Four ways elders can make their members groan

Yesterday, I posted three ways to make your elders groan. The Bible tells us to obey our elders and to let them watch over our souls with joy, and not with groaning, because this would be of no advantage to you. It is important to make sure that we are those members who do not cause our elders to continually groan.

However, it is also true that elders can make their people groan too. Here are four ways that elders can end up doing this among their people.

Never listen to constructive criticism

Whilst it is true that your elders will groan if you are only ever raising problems and nitpicking about everything in the church, elders who never listen to constructive criticism will cause their people to groan. While there will inevitably be some members who are nothing but moaners, treating everybody who raises any concern of any sort this way – no matter how infrequently and gently – is surely going to infuriate even godly members. The proverbs tell us faithful are the wounds of a friend. If we treat everybody as though they are consistent grumblers the moment they raise concerns, we will quickly exasperate our people. Surrounding yourself with yes-men and making it clear you will never listen to criticism will upset your people and cause them to groan under your leadership.

Regard all dissent as a test of loyalty

If somebody comes to you with a concern, it is one thing not to listen, but to turn that into a test of loyalty toward the eldership (or, worse, to the pastor as the main man) will quickly cause your people to become frustrated. Not everybody who raises concerns is an enemy within the walls. Sometimes people aren’t keen on the style or music, or the Bible version, or whatever it is. They may not be major issues in the grand scheme of things but those who raise them are not necessarily calling into question your qualification to lead the church. Not every criticism is an attack on your character and people will soon realise they can’t raise things honestly with you if you turn on them and ask if they’re going to leave every time they honestly question a decision. If you want to exasperate your people, make everything a test of loyalty to you (and, almost never anything to do with Christ).

Offer up shoddy sermons

It is reasonable enough to tell our people that the ministry of the Word is central to the life of the church. On that ground, our people will become rightly frustrated if our sermons become sloppy or formulaic. If everybody knows that your Biblical theology will always lead you to point to Jesus and every application is either ‘Christ’ or ‘God keeps his promises’, your people will be 30-minutes ahead of you every week, bored and not a little frustrated. If not formulaic, if your sermons have been bashed out in 3-4 hours, I am going to bet that will show. Good, helpful application takes time and cannot simply be ripped out of a commentary (most don’t apply anything and those that do don’t know your people and will usually miss the mark for your context). Just as my children groan when we offer them shoddy, half-baked meals so our people will (rightly) groan if we keep feeding them shoddy, half-baked sermons.

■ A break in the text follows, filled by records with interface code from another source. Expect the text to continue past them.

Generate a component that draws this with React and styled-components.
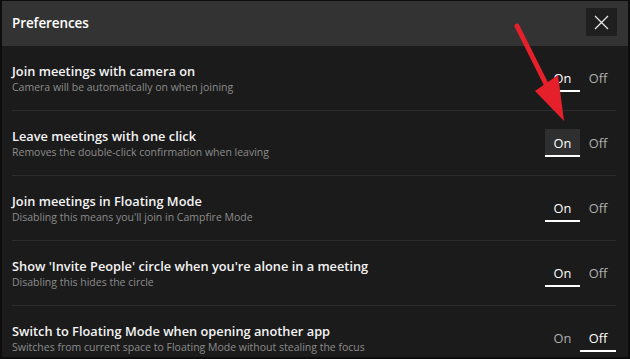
import React from "react";
import styled, { createGlobalStyle } from "styled-components";

const Global = createGlobalStyle`
  html, body { margin: 0; padding: 0; background: #0d0d0d; }
  body { font-family: "Open Sans", "Noto Sans", sans-serif; }
`;

const Window = styled.div`
  position: relative;
  width: 626px;
  height: 356px;
  margin: 1px 2px 2px 2px;
  background: #1b1b1b;
  overflow: hidden;
  display: flex;
  flex-direction: column;
`;

const Header = styled.div`
  height: 45px;
  background: #333333;
  display: flex;
  align-items: center;
  justify-content: space-between;
  padding: 0 11px 0 10px;
  flex-shrink: 0;
`;

const Title = styled.h1`
  margin: 0 0 2px 0;
  font-size: 13.5px;
  font-weight: 600;
  color: #ffffff;
  letter-spacing: -0.1px;
`;

const CloseButton = styled.button`
  width: 31px;
  height: 28px;
  border: none;
  background: #1f1f1f;
  display: flex;
  align-items: center;
  justify-content: center;
  padding: 0;
  margin-top: -3px;
`;

const List = styled.div`
  display: flex;
  flex-direction: column;
  padding: 0 12px 0 10px;
`;

const Row = styled.div`
  height: 64px;
  display: flex;
  align-items: center;
  justify-content: space-between;
  border-bottom: ${(p) => (p.$last ? "none" : "1px solid #2c2c2c")};
  flex-shrink: 0;
`;

const Texts = styled.div`
  display: flex;
  flex-direction: column;
  padding-top: 1px;
`;

const RowTitle = styled.div`
  font-size: 12.8px;
  font-weight: 600;
  color: #f4f4f4;
  line-height: 17px;
`;

const RowSub = styled.div`
  font-size: 10.5px;
  color: #8c8c8c;
  line-height: 15px;
`;

const Toggle = styled.div`
  display: flex;
`;

const Opt = styled.div`
  width: ${(p) => (p.$wide ? "36px" : "35px")};
  height: 28px;
  box-sizing: border-box;
  display: flex;
  align-items: center;
  justify-content: center;
  font-size: 12.8px;
  padding-top: 1px;
  color: ${(p) => (p.$active ? "#ffffff" : "#b0b0b0")};
  background: ${(p) => (p.$hover ? "#2f2f2f" : "transparent")};
  border-bottom: 2px solid ${(p) => (p.$active ? "#ffffff" : "transparent")};
`;

const Arrow = styled.svg`
  position: absolute;
  left: 0;
  top: 0;
  pointer-events: none;
`;

const rows = [
  { t: "Join meetings with camera on", s: "Camera will be automatically on when joining", on: true },
  { t: "Leave meetings with one click", s: "Removes the double-click confirmation when leaving", on: true, hover: true },
  { t: "Join meetings in Floating Mode", s: "Disabling this means you'll join in Campfire Mode", on: true },
  { t: "Show 'Invite People' circle when you're alone in a meeting", s: "Disabling this hides the circle", on: true },
  { t: "Switch to Floating Mode when opening another app", s: "Switches from current space to Floating Mode without stealing the focus", on: false },
];

export default function App() {
  return (
    <>
      <Global />
      <Window>
        <Header>
          <Title>Preferences</Title>
          <CloseButton aria-label="Close">
            <svg width="15" height="15" viewBox="0 0 15 15">
              <path d="M1 1 L14 14 M14 1 L1 14" stroke="#e6e6e6" strokeWidth="1.3" fill="none" />
            </svg>
          </CloseButton>
        </Header>
        <List>
          {rows.map((r, i) => (
            <Row key={i} $last={i === rows.length - 1}>
              <Texts>
                <RowTitle>{r.t}</RowTitle>
                <RowSub>{r.s}</RowSub>
              </Texts>
              <Toggle>
                <Opt $active={r.on} $hover={r.hover}>On</Opt>
                <Opt $wide $active={!r.on}>Off</Opt>
              </Toggle>
            </Row>
          ))}
        </List>
        <Arrow width="626" height="356" viewBox="0 0 626 356">
          <line x1="515" y1="25" x2="550" y2="95" stroke="#e5202a" strokeWidth="5" strokeLinecap="round" />
          <polygon points="533,90 556,74 562,120" fill="#e5202a" />
        </Arrow>
      </Window>
    </>
  );
}
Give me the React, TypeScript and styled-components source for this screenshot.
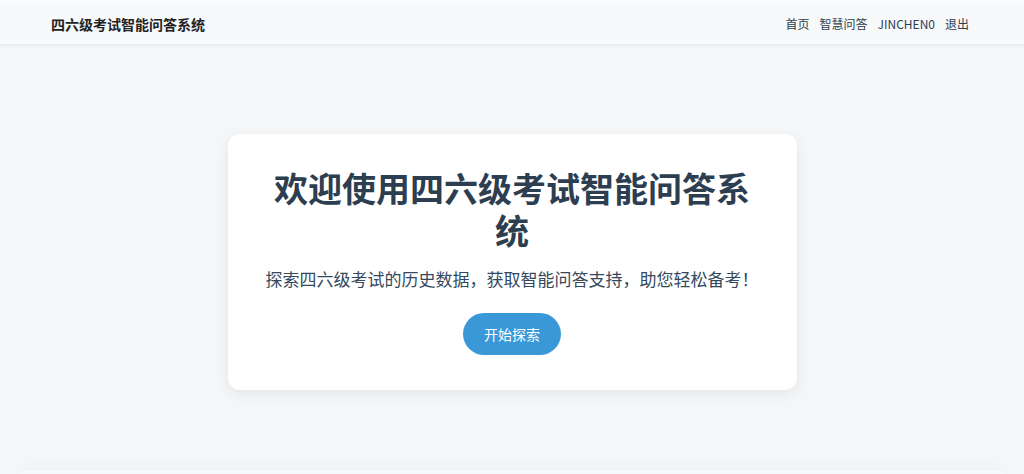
import React from "react";
import styled, { createGlobalStyle } from "styled-components";

const GlobalStyle = createGlobalStyle`
  html, body {
    margin: 0;
    padding: 0;
    background: #f5f6f8;
    font-family: "Noto Sans CJK SC", "Noto Sans", sans-serif;
    color: #2c3e50;
  }
  * {
    box-sizing: border-box;
  }
`;

const Page = styled.div`
  height: 100vh;
  background: #f5f6f8;
  border-top: 3px solid #fafbfc;
  display: flex;
  flex-direction: column;
  overflow: hidden;
`;

const NavBar = styled.header`
  flex: none;
  height: 41px;
  background: #f8f9fb;
  box-shadow: 0 1px 4px rgba(0, 0, 0, 0.08);
  display: flex;
  align-items: center;
  justify-content: space-between;
  padding: 0 55px 0 51px;
  position: relative;
  z-index: 1;
`;

const Brand = styled.div`
  font-size: 14px;
  font-weight: 700;
  color: #222;
`;

const NavLinks = styled.nav`
  display: flex;
  align-items: center;
  gap: 10px;
`;

const NavLink = styled.a`
  font-size: 12px;
  color: #2c3e50;
  text-decoration: none;
  cursor: pointer;
`;

const Main = styled.main`
  flex: 1;
  display: flex;
  justify-content: center;
  align-items: flex-start;
  padding: 90px 20px 0;
`;

const Card = styled.section`
  width: 569px;
  background: #ffffff;
  border-radius: 12px;
  box-shadow: 0 4px 14px rgba(0, 0, 0, 0.07);
  padding: 33px 36px 35px;
  display: flex;
  flex-direction: column;
  align-items: center;
  text-align: center;
`;

const Title = styled.h1`
  margin: 0;
  font-size: 34px;
  line-height: 42px;
  font-weight: 700;
  color: #2c3e50;
`;

const Subtitle = styled.p`
  margin: 14px 0 0;
  font-size: 17px;
  line-height: 27px;
  color: #34495e;
`;

const StartButton = styled.button`
  margin-top: 21px;
  width: 98px;
  height: 42px;
  border: none;
  border-radius: 21px;
  background: #3a98d8;
  color: #ffffff;
  font-family: inherit;
  font-size: 14px;
  cursor: pointer;
`;

const Footer = styled.footer`
  flex: none;
  height: 3px;
  margin: 0 20px;
  background: #f8f9fa;
  box-shadow: 0 -4px 12px rgba(0, 0, 0, 0.06);
`;

export default function App() {
  return (
    <>
      <GlobalStyle />
      <Page>
        <NavBar>
          <Brand>四六级考试智能问答系统</Brand>
          <NavLinks>
            <NavLink>首页</NavLink>
            <NavLink>智慧问答</NavLink>
            <NavLink>JINCHEN0</NavLink>
            <NavLink>退出</NavLink>
          </NavLinks>
        </NavBar>
        <Main>
          <Card>
            <Title>欢迎使用四六级考试智能问答系统</Title>
            <Subtitle>探索四六级考试的历史数据，获取智能问答支持，助您轻松备考！</Subtitle>
            <StartButton>开始探索</StartButton>
          </Card>
        </Main>
        <Footer />
      </Page>
    </>
  );
}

Show no love for the flock

We all get tired and compassion fatigue is most definitely a genuine thing. It is hard not to become weary in doing good. But if that is our default mode, if we are constantly weary of doing good, our people will notice. Stuart Olyott said something to the effect, if people know you love them, you can say just about anything to them. The inverse of that is true too, if people sense you don’t love them, no amount of do-gooding will cover the fact that they are little more than a duty for you to fulfil. Few people are going to feel all gooey at that thought of themselves.

It will inevitably exasperated your people if they sense they are mere duties. If you don’t love your people, you cannot be surprised when they groan at your leadership. People are not means to doing real ministry. People are not there to be used to advance your personal fiefdom. People are given to you to be loved and cared for by you. The Lord has entrusted them to your care. Just as a father will make his son more than sad if the son discovers the father hates to spend time with him and wishes their dutiful time together would end, so the church will feel the same way if we treat them like that too.